Treasury's task force was scathing in its appraisal: "GM is at least one generation behind Toyota on advanced, 'green' powertrain development," it said. "While the Volt holds promise, it is projected to be much more expensive than its gasoline-fueled peers and will likely need substantial reductions in manufacturing cost in order to become commercially viable."
It's just that kind of wrong-footedness that has led GM to the brink of bankruptcy. GM has no commercially successful gas-electric hybrids; it put its long-standing fuel cell efforts on the back burner; and now its big push behind the battery-electric Volt looks misguided, even foolhardy. GM has failed as badly when it comes to planning for the future as it has in coping with today's market.

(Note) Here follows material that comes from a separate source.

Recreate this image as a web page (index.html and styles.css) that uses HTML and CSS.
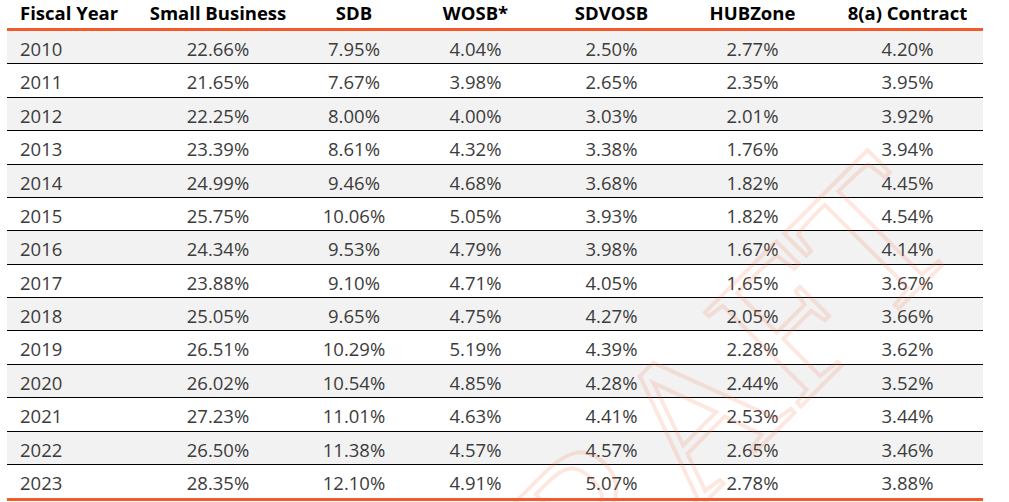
FILE: index.html
```html
<!DOCTYPE html>
<html lang="en">
<head>
<meta charset="utf-8">
<title>Small Business Goaling</title>
<link rel="stylesheet" href="styles.css">
</head>
<body>
<div class="page">
  <div class="data" role="table">
    <div class="row head" role="row">
      <div class="cell first">Fiscal Year</div><div class="cell">Small Business</div><div class="cell">SDB</div><div class="cell">WOSB*</div><div class="cell">SDVOSB</div><div class="cell">HUBZone</div><div class="cell">8(a) Contract</div>
    </div>
    <div class="row shade"><div class="cell first">2010</div><div class="cell">22.66%</div><div class="cell">7.95%</div><div class="cell">4.04%</div><div class="cell">2.50%</div><div class="cell">2.77%</div><div class="cell">4.20%</div></div>
    <div class="row"><div class="cell first">2011</div><div class="cell">21.65%</div><div class="cell">7.67%</div><div class="cell">3.98%</div><div class="cell">2.65%</div><div class="cell">2.35%</div><div class="cell">3.95%</div></div>
    <div class="row shade"><div class="cell first">2012</div><div class="cell">22.25%</div><div class="cell">8.00%</div><div class="cell">4.00%</div><div class="cell">3.03%</div><div class="cell">2.01%</div><div class="cell">3.92%</div></div>
    <div class="row"><div class="cell first">2013</div><div class="cell">23.39%</div><div class="cell">8.61%</div><div class="cell">4.32%</div><div class="cell">3.38%</div><div class="cell">1.76%</div><div class="cell">3.94%</div></div>
    <div class="row shade"><div class="cell first">2014</div><div class="cell">24.99%</div><div class="cell">9.46%</div><div class="cell">4.68%</div><div class="cell">3.68%</div><div class="cell">1.82%</div><div class="cell">4.45%</div></div>
    <div class="row"><div class="cell first">2015</div><div class="cell">25.75%</div><div class="cell">10.06%</div><div class="cell">5.05%</div><div class="cell">3.93%</div><div class="cell">1.82%</div><div class="cell">4.54%</div></div>
    <div class="row shade"><div class="cell first">2016</div><div class="cell">24.34%</div><div class="cell">9.53%</div><div class="cell">4.79%</div><div class="cell">3.98%</div><div class="cell">1.67%</div><div class="cell">4.14%</div></div>
    <div class="row"><div class="cell first">2017</div><div class="cell">23.88%</div><div class="cell">9.10%</div><div class="cell">4.71%</div><div class="cell">4.05%</div><div class="cell">1.65%</div><div class="cell">3.67%</div></div>
    <div class="row shade"><div class="cell first">2018</div><div class="cell">25.05%</div><div class="cell">9.65%</div><div class="cell">4.75%</div><div class="cell">4.27%</div><div class="cell">2.05%</div><div class="cell">3.66%</div></div>
    <div class="row"><div class="cell first">2019</div><div class="cell">26.51%</div><div class="cell">10.29%</div><div class="cell">5.19%</div><div class="cell">4.39%</div><div class="cell">2.28%</div><div class="cell">3.62%</div></div>
    <div class="row shade"><div class="cell first">2020</div><div class="cell">26.02%</div><div class="cell">10.54%</div><div class="cell">4.85%</div><div class="cell">4.28%</div><div class="cell">2.44%</div><div class="cell">3.52%</div></div>
    <div class="row"><div class="cell first">2021</div><div class="cell">27.23%</div><div class="cell">11.01%</div><div class="cell">4.63%</div><div class="cell">4.41%</div><div class="cell">2.53%</div><div class="cell">3.44%</div></div>
    <div class="row shade"><div class="cell first">2022</div><div class="cell">26.50%</div><div class="cell">11.38%</div><div class="cell">4.57%</div><div class="cell">4.57%</div><div class="cell">2.65%</div><div class="cell">3.46%</div></div>
    <div class="row last"><div class="cell first">2023</div><div class="cell">28.35%</div><div class="cell">12.10%</div><div class="cell">4.91%</div><div class="cell">5.07%</div><div class="cell">2.78%</div><div class="cell">3.88%</div></div>
  </div>
  <div class="watermark" aria-hidden="true">DRAFT</div>
</div>
</body>
</html>
```
FILE: styles.css
```css
html, body {
  margin: 0;
  padding: 0;
  background: #ffffff;
}
body {
  width: 1009px;
  height: 502px;
  overflow: hidden;
}
.page {
  position: relative;
  height: 502px;
  overflow: hidden;
  padding-left: 7px;
  font-family: "Open Sans", "Noto Sans", sans-serif;
  font-size: 18.5px;
}
.data {
  width: 976px;
  display: flex;
  flex-direction: column;
}
.row {
  display: grid;
  grid-template-columns: 122px 178px 94px 149px 123px 159px 151px;
  box-sizing: border-box;
  height: 33.38px;
  padding-top: 3px;
  line-height: 29px;
  color: #3c3c3c;
  border-bottom: 1px solid #000000;
  white-space: nowrap;
}
.row.shade {
  background: #f2f2f2;
}
.row.head {
  height: 31px;
  padding-top: 0;
  line-height: 26px;
  font-weight: 700;
  color: #000000;
  border-bottom: 3px solid #f15a2b;
}
.row.last {
  height: 36px;
  border-bottom: 3px solid #f15a2b;
}
.cell {
  text-align: center;
}
.cell.first {
  text-align: left;
  padding-left: 13px;
}
.watermark {
  position: absolute;
  left: 368px;
  top: 596px;
  font-family: "Liberation Serif", serif;
  font-size: 205px;
  line-height: 1;
  color: transparent;
  -webkit-text-stroke: 4px rgba(245, 110, 70, 0.16);
  transform: rotate(-45deg);
  transform-origin: left top;
  pointer-events: none;
  white-space: nowrap;
}
```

It wasn't always that way. GM was the company that introduced the electric self-starter at the dawn of the automotive age, making the arm-breaking engine crank obsolete, and it developed the catalytic converter to treat tailpipe emissions. But for the past two decades it, along with other U.S. manufacturers, has been slaking America's thirst for horsepower with big V-8s while Toyota, Honda (HMC), and other Asian manufacturers have developed gas-electric hybrids that keep getting more efficient and economical. Now the Chinese are on the verge of introducing their own battery-powered cars, leaving Detroit further behind the curve.
After driving the automobile for a century, the internal-combustion engine is giving way to electric motors powered by batteries - which burn no petroleum and produce no emissions (though the electric plants that charge them may do both). Early efforts to develop battery power have focused on exotic cars with names like Tesla and Fisker made in boutique quantities, but prices are coming down and potential volumes are growing.
The U.S. has a lot of catching up to do. But just when GM, Ford (F, Fortune 500), and Chrysler need to transform their industry, they have fewer resources than ever to do so. GM, for instance, just asked the government for $2.6 billion to develop three variations of the Volt. The winnowing of brands at all three companies has been accompanied by a decline in revenue and market share as familiar names disappear and dealers vanish. Vehicles and engines will get smaller too, and automakers will have to scramble to recover the profits they used to make with larger ones. The Midwest manufacturing base will also shrink.
The process won't be pretty. The company that Walter Chrysler founded and Lee Iacocca rescued will probably see such iconic cars as the hemi-powered Chrysler 300C disappear, along with the company's private equity owner, Cerberus, whose 81% stake has been rendered worthless. GM is in the process of downsizing or dumping four of its brands, including Pontiac, which it introduced in 1926. Ford, at 106 the oldest American car company, is the healthiest, though it appears so only in comparison with its neighbors. Even it is going through resizing as it sloughs off Volvo and extinguishes Mercury through benign neglect.